TASK DETAILS: Locate the string "components" in the listing below. Copy every line where it is found.

[Entries with page source code]
-----

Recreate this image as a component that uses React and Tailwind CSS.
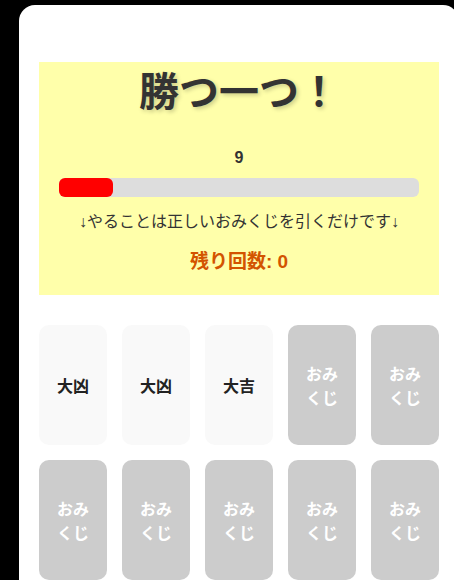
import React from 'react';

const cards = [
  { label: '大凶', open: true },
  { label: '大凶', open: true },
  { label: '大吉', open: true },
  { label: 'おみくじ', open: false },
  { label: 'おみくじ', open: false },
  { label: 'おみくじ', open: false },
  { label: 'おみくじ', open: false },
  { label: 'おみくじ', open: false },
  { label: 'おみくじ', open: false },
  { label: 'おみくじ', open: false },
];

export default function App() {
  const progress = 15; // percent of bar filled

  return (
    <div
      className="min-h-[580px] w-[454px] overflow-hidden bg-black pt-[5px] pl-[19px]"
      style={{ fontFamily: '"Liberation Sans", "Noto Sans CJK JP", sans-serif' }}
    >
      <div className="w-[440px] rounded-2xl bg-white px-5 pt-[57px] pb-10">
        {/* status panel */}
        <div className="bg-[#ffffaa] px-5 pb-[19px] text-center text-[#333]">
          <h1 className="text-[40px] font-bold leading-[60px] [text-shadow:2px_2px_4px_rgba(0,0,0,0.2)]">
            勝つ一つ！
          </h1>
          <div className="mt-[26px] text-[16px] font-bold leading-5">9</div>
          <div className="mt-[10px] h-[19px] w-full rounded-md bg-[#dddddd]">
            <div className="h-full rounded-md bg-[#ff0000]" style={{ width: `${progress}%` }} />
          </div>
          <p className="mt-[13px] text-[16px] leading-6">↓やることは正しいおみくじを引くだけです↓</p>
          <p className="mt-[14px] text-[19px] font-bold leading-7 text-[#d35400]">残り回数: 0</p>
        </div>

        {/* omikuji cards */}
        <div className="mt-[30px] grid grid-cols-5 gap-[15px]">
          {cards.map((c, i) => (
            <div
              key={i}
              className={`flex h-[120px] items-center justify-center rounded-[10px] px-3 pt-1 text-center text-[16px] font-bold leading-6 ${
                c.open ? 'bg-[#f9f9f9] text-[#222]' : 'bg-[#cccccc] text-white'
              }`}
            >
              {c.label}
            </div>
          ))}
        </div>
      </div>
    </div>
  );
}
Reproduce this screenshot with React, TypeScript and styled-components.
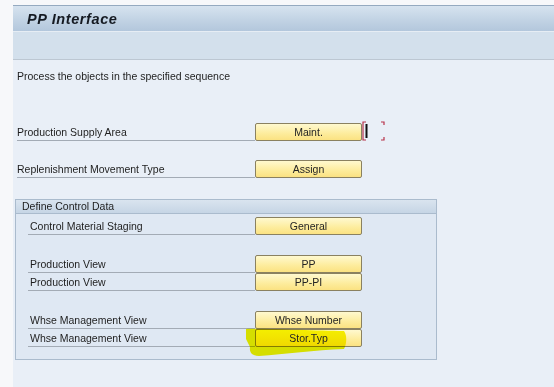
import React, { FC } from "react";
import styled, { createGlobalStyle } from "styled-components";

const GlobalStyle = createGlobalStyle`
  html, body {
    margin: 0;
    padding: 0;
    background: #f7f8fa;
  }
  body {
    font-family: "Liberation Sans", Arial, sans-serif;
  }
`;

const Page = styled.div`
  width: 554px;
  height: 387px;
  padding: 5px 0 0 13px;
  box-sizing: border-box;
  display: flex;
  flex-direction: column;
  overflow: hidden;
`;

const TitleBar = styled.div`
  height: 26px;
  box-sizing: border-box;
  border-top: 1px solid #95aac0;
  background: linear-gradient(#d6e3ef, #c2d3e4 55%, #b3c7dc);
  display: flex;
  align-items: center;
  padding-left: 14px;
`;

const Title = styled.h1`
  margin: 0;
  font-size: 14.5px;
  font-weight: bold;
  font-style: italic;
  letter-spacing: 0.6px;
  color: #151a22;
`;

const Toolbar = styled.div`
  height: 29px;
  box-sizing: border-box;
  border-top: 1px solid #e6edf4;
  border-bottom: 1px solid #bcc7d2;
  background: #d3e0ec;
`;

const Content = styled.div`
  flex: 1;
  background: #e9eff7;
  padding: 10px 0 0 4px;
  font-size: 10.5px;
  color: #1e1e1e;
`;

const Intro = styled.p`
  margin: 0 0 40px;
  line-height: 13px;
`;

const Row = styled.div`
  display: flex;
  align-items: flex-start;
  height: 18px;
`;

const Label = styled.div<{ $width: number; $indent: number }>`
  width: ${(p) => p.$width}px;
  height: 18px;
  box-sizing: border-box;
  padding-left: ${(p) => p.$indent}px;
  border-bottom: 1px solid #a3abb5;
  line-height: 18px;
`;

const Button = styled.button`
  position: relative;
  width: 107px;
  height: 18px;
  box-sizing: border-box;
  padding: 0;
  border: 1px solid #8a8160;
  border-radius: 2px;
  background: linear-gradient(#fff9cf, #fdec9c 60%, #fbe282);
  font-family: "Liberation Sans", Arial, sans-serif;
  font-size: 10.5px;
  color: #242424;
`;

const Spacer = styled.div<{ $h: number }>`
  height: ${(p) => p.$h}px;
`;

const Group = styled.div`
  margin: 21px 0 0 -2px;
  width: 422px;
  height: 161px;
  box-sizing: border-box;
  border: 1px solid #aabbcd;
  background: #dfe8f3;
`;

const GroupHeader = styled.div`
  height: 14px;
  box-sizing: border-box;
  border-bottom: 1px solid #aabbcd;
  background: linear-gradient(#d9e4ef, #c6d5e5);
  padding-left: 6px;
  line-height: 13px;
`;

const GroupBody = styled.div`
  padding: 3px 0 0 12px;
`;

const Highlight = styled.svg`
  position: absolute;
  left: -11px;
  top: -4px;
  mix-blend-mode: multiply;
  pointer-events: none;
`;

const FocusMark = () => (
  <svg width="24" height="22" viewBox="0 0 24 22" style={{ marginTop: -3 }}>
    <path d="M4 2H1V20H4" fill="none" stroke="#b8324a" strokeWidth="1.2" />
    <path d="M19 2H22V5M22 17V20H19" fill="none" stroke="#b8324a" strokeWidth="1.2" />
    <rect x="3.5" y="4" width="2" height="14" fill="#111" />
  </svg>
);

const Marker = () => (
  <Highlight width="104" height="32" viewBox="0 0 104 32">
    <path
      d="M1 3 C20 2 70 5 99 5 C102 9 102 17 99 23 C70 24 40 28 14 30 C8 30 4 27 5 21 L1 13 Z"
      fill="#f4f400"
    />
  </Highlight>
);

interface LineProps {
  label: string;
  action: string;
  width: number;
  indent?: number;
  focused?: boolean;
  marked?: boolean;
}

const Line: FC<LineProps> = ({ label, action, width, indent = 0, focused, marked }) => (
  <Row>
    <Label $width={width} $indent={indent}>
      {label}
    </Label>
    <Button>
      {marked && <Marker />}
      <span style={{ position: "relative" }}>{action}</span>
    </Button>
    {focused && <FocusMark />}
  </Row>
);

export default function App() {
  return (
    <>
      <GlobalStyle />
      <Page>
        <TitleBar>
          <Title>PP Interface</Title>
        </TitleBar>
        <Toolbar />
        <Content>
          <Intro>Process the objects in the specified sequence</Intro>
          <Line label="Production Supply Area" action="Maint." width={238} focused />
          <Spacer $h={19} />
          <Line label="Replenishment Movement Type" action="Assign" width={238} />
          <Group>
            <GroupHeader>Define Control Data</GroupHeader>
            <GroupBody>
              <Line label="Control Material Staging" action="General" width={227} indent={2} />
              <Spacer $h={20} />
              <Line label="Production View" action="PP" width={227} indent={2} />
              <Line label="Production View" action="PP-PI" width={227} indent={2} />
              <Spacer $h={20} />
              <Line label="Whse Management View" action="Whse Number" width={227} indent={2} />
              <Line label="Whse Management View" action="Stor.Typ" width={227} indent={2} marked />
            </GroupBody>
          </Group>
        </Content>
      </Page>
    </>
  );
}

-----

EXERCISE ANSWER:
Reproduce this screenshot with React, TypeScript and styled-components.
import styled, { createGlobalStyle } from "styled-components";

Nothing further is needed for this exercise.